2018年1月27日

しらを切るメディア

京都大学のiPS細胞研究所で発覚した不正論文問題で、所長の山中氏がその不正論文が投稿された科学誌の創刊に深く関係していて、山中氏自身への疑惑を報じた共同通信社の配信が、実は問題無いことを問題のあるように伝える「虚偽報道、捏造報道」と一斉に批判され、あろうことかURLはそのままに内容やタイトルを何の前触れも説明も無く書き換え、さらに炎上している問題。この科学誌というのは、もともと山中伸弥氏がノーベル賞を受賞したことを記念に創刊されたものという事で、それならばどう言う形かは別にして創刊に関わっていることは不思議ではない。今回の不正論文問題にしても、山中氏が共著者でもなく、全く関係無い話。逆に、組織として不正を見つけて検証しちゃんと公開して謝罪しているわけで、一般の会社で言えば社員の不祥事を社長自らが公に謝罪したようなもので、そこに何らせめられる理由は無いはずなんだけど、何でもかんでもスキャンダルにしたいのか、共同通信社の配信記事はそれが意図的であれば捏造・虚偽であるし、そうでは無く記者の知識不足経験不足が理由であれば、余りに資質不足で通信社として「恥」とも言えるもの。

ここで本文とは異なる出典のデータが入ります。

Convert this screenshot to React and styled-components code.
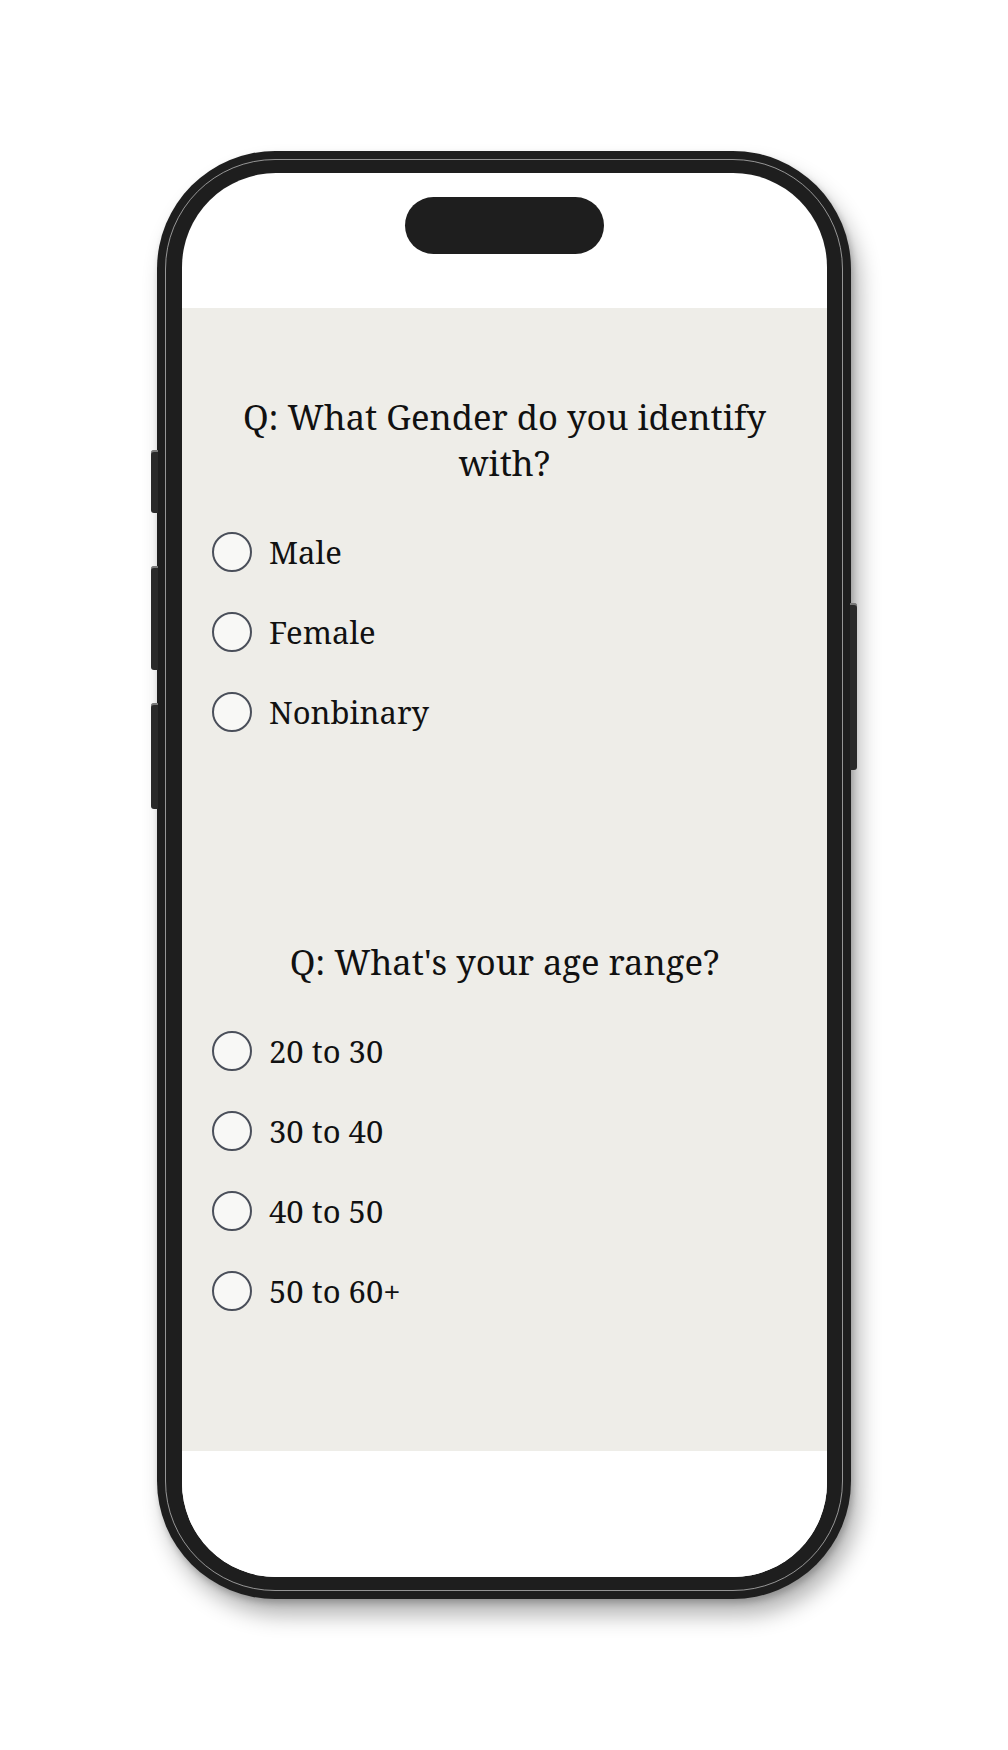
import React from "react";
import styled, { createGlobalStyle } from "styled-components";

const GlobalStyle = createGlobalStyle`
  html, body {
    margin: 0;
    padding: 0;
    background: #ffffff;
  }
  body {
    font-family: "Noto Serif", "DejaVu Serif", serif;
  }
`;

const questions = [
  {
    id: "gender",
    title: "Q: What Gender do you identify with?",
    options: ["Male", "Female", "Nonbinary"],
  },
  {
    id: "age",
    title: "Q: What's your age range?",
    options: ["20 to 30", "30 to 40", "40 to 50", "50 to 60+"],
  },
];

const App = () => {
  return (
    <React.Fragment>
      <GlobalStyle />
      <Page>
        <Phone>
          <SideButton side="left" top={299} height={63} />
          <SideButton side="left" top={415} height={104} />
          <SideButton side="left" top={552} height={106} />
          <SideButton side="right" top={452} height={167} />
          <Screen>
            <TopBar>
              <Island />
            </TopBar>
            <Content>
              {questions.map((q, i) => (
                <Question key={q.id} first={i === 0}>
                  <Title>{q.title}</Title>
                  <Options>
                    {q.options.map((opt) => (
                      <Option key={opt}>
                        <Radio type="radio" name={q.id} value={opt} />
                        <span>{opt}</span>
                      </Option>
                    ))}
                  </Options>
                </Question>
              ))}
            </Content>
            <BottomBar />
          </Screen>
        </Phone>
      </Page>
    </React.Fragment>
  );
};

const Page = styled.div`
  width: 1008px;
  height: 1750px;
  display: flex;
  justify-content: center;
  padding-top: 151px;
  box-sizing: border-box;
`;

const Phone = styled.div`
  position: relative;
  width: 694px;
  height: 1448px;
  box-sizing: border-box;
  padding: 22px 24px 22px 25px;
  border-radius: 118px;
  background: #1e1e1e;
  box-shadow: 8px 16px 22px rgba(0, 0, 0, 0.3), 2px 4px 6px rgba(0, 0, 0, 0.2);
  display: flex;

  &::before {
    content: "";
    position: absolute;
    inset: 8px;
    border-radius: 110px;
    border: 1.5px solid rgba(190, 190, 190, 0.75);
    pointer-events: none;
  }
`;

const SideButton = styled.div`
  position: absolute;
  top: ${(p) => p.top}px;
  height: ${(p) => p.height}px;
  width: 7px;
  background: #2a2a2a;
  ${(p) => (p.side === "left" ? "left: -6px;" : "right: -6px;")}
  border-radius: ${(p) => (p.side === "left" ? "3px 0 0 3px" : "0 3px 3px 0")};
  box-shadow: inset 0 2px 0 rgba(200, 200, 200, 0.5);
`;

const Screen = styled.div`
  position: relative;
  flex: 1;
  border-radius: 94px;
  background: #ffffff;
  overflow: hidden;
  display: flex;
  flex-direction: column;
`;

const TopBar = styled.div`
  height: 135px;
  display: flex;
  justify-content: center;
  padding-top: 24px;
  box-sizing: border-box;
`;

const Island = styled.div`
  width: 199px;
  height: 57px;
  border-radius: 29px;
  background: #1e1e1e;
`;

const Content = styled.div`
  height: 1143px;
  background: #eeede8;
  display: flex;
  flex-direction: column;
  padding: 86px 30px 0 30px;
  box-sizing: border-box;
`;

const BottomBar = styled.div`
  flex: 1;
  background: #ffffff;
`;

const Question = styled.div`
  display: flex;
  flex-direction: column;
  margin-top: ${(p) => (p.first ? "0" : "207px")};
`;

const Title = styled.h2`
  margin: 0 auto;
  max-width: 560px;
  text-align: center;
  font-size: 34.6px;
  line-height: 46px;
  font-weight: 400;
  color: #111111;
`;

const Options = styled.div`
  display: flex;
  flex-direction: column;
  gap: 40px;
  margin-top: 46px;
`;

const Option = styled.label`
  display: flex;
  align-items: center;
  gap: 17px;
  height: 40px;
  font-size: 31px;
  color: #111111;
`;

const Radio = styled.input`
  appearance: none;
  -webkit-appearance: none;
  margin: 0;
  width: 40px;
  height: 40px;
  flex: none;
  border-radius: 50%;
  border: 2px solid #4a4f5a;
  background: #f8f8f6;
  box-sizing: border-box;
`;

export default App;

さらに酷いのが、情報を配信する会社なのに、何の断りもなく最初から無かったような行為をしていることで、それって仮に記事の内容が問題の無いものであっても「虚偽配信」と言っても良いんじゃ無いのか。実際、共同通信社のサイト記事は差し替えられていて、今では問題の無いような内容になっているけれど、最初の記事を受信した地方の新聞社などはその内容で紙面を作成して発行しているから、これではまるで地方紙が悪いようにも見られる。これに対して問い合わせたところ返事は
「新たな要素を加えて記事を差し替えました。編集上、必要と判断しました。その他についてはお答えは控えさせていただきます」
と、けんもほろろと言うかしらを切るというか。「新たな要素を加えて」って言っても、最後にちょろっと最初の記事の内容が残されているけれど、内容的には全く異なる話で「加えて」っていうのは完全にアリバイ工作。さらには、そういう事態になった説明もないわけで、共同通信社の「説明責任」の「せ」の字も感じられない内容。

今、世の中的には「IoT (Internet of Things)」が言われていて、身の回りのデバイスがインターネットに接続して色々なサービスが便利に利用出来るようになってきています。で、個人的にはさらに進んだ「IoM(Internet of Matter)」の時代というものを考えるべきだと思っていて、それはそういうデバイスだけで無く、例えばクラウド無いのObjectやこう言う記事のようなArticleのような「データセット」もネットに接続し、今のようにデータをコピーして使用するのではなく、その元データをソースにして、そこに自分の加工内容をオーバーレイしていくような世界が必要だろうと思っています。仮に元データを実際に加工して別の成果物にするなら、新たにアドレスを振り直して識別できるようにする。これによって、情報が一元化されるしデータの効率的な利用も出来るはずで、さらには信頼性も上がるはず。まだまだ空想の範囲を超えないけれど、情報社会としてはそういう方向に進むと思うと、今回の様な行為というのはレガシーメディアの衰退を象徴するものだし、このメディアとしての存在意義を否定した行為とも言えるんじゃないだろうか。